%%

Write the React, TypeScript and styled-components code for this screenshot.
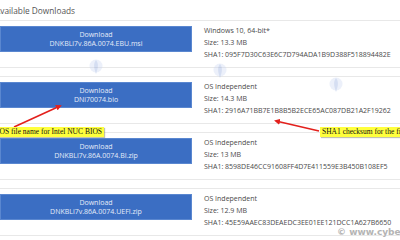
import React from 'react';
import styled, { createGlobalStyle } from 'styled-components';

const GlobalStyle = createGlobalStyle`
  html, body {
    margin: 0;
    padding: 0;
    background: #fff;
    overflow: hidden;
  }
  body {
    width: 400px;
    height: 240px;
  }
`;

const Page = styled.div`
  position: relative;
  width: 400px;
  height: 240px;
  overflow: hidden;
  font-family: 'Open Sans', 'Liberation Sans', sans-serif;
`;

const Title = styled.h2`
  margin: 0 0 0 -5px;
  height: 20px;
  line-height: 22px;
  font-size: 8.3px;
  font-weight: 400;
  color: #555;
`;

const List = styled.div`
  display: flex;
  flex-direction: column;
  gap: 8px;
  width: 440px;
`;

const Row = styled.div`
  display: flex;
  gap: 12px;
  height: 46px;
  border-top: 1px solid #e8e8e8;
  border-bottom: 1px solid #e8e8e8;
`;

const DownloadButton = styled.a`
  display: flex;
  flex-direction: column;
  align-items: center;
  justify-content: center;
  box-sizing: border-box;
  width: 192px;
  height: 26px;
  margin-top: 5px;
  background: #3b6ec3;
  border: 1px solid #5a87d0;
  color: #e4ecf8;
  font-size: 7px;
  line-height: 9px;
  text-decoration: none;
`;

const Info = styled.div`
  display: flex;
  flex-direction: column;
  padding-top: 4px;
  font-size: 7px;
  line-height: 12px;
  color: #4a4a4a;
`;

const Note = styled.div<{ $left: number; $top: number }>`
  position: absolute;
  left: ${(p) => p.$left}px;
  top: ${(p) => p.$top}px;
  padding: 0 2px;
  height: 10px;
  line-height: 10px;
  background: #ffff3c;
  box-shadow: 1px 1px 1px rgba(120, 120, 80, 0.45);
  font-family: 'Liberation Serif', serif;
  font-size: 7.5px;
  color: #111;
  white-space: nowrap;
`;

const Arrows = styled.svg`
  position: absolute;
  left: 0;
  top: 0;
  pointer-events: none;
`;

const Watermark = styled.div`
  position: absolute;
  left: 337px;
  top: 227px;
  font-family: 'DejaVu Sans', sans-serif;
  font-size: 9px;
  font-weight: 700;
  color: #b4b4b4;
  white-space: nowrap;
`;

const Faint = styled.svg<{ $left: number; $top: number }>`
  position: absolute;
  left: ${(p) => p.$left}px;
  top: ${(p) => p.$top}px;
  opacity: 0.35;
`;

const files = [
  { name: 'DNKBLi7v.86A.0074.EBU.msi', os: 'Windows 10, 64-bit*', size: '13.3 MB', sha: '095F7D30C63E6C7D794ADA1B9D388F518894482E' },
  { name: 'DNi70074.bio', os: 'OS Independent', size: '14.3 MB', sha: '2916A71BB7E1B8B5B2ECE65AC087DB21A2F19262' },
  { name: 'DNKBLi7v.86A.0074.BI.zip', os: 'OS Independent', size: '13 MB', sha: '8598DE46CC91608FF4D7E411559E3B450B108EF5' },
  { name: 'DNKBLi7v.86A.0074.UEFI.zip', os: 'OS Independent', size: '12.9 MB', sha: '45E59AAEC83DEAEDC3EE01EE121DCC1A627B6650' },
];

const Mark = ({ left, top }: { left: number; top: number }) => (
  <Faint $left={left} $top={top} width="14" height="18" viewBox="0 0 14 18">
    <circle cx="7" cy="8" r="6.5" fill="#c9d6f2" />
    <path d="M7 2 C4 6 5 10 7 16 C9 10 10 6 7 2 Z" fill="#8aa3dc" />
  </Faint>
);

const App: React.FC = () => {
  return (
    <>
      <GlobalStyle />
      <Page>
        <Title>Available Downloads</Title>
        <List>
          {files.map((f) => (
            <Row key={f.name}>
              <DownloadButton href="#">
                <span>Download</span>
                <span>{f.name}</span>
              </DownloadButton>
              <Info>
                <span>{f.os}</span>
                <span>Size: {f.size}</span>
                <span>SHA1: {f.sha}</span>
              </Info>
            </Row>
          ))}
        </List>

        <Mark left={89} top={58} />
        <Mark left={213} top={62} />
        <Mark left={329} top={76} />

        <Arrows width="400" height="240" viewBox="0 0 400 240">
          <defs>
            <marker id="head" markerWidth="6" markerHeight="6" refX="4" refY="3" orient="auto" markerUnits="userSpaceOnUse">
              <path d="M0 0 L6 3 L0 6 Z" fill="#e3201c" />
            </marker>
          </defs>
          <line x1="14" y1="127" x2="60" y2="106" stroke="#e3201c" strokeWidth="1.6" markerEnd="url(#head)" />
          <line x1="319" y1="131" x2="276" y2="121" stroke="#e3201c" strokeWidth="1.6" markerEnd="url(#head)" />
        </Arrows>

        <Note $left={-10} $top={127}>BIOS file name for Intel NUC BIOS</Note>
        <Note $left={320} $top={127}>SHA1 checksum for the file</Note>

        <Watermark>© www.cyberciti.biz</Watermark>
      </Page>
    </>
  );
};

export default App;
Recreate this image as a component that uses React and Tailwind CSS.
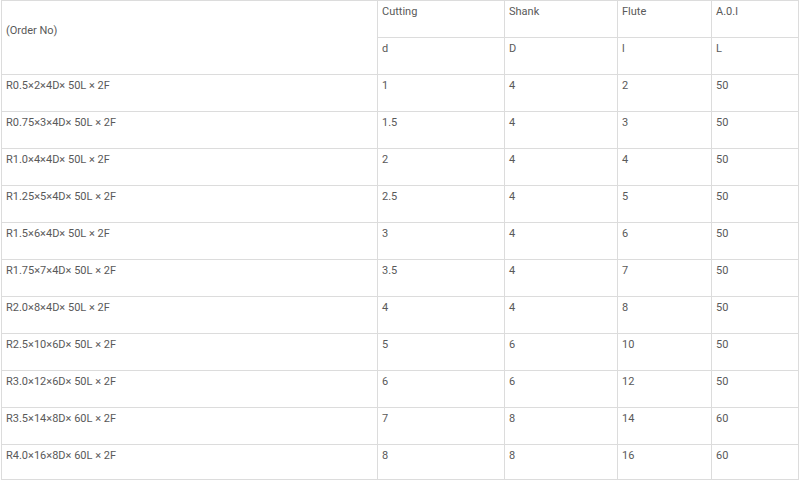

%%

WHAT THIS TASK INVOLVES
Each line in the listing above that contains "styled" should be copied.

OUTPUT OF THE EXERCISE
Write the React, TypeScript and styled-components code for this screenshot.
import styled, { createGlobalStyle } from 'styled-components';
const Page = styled.div`
const Title = styled.h2`
const List = styled.div`
const Row = styled.div`
const DownloadButton = styled.a`
const Info = styled.div`
const Note = styled.div<{ $left: number; $top: number }>`
const Arrows = styled.svg`
const Watermark = styled.div`
const Faint = styled.svg<{ $left: number; $top: number }>`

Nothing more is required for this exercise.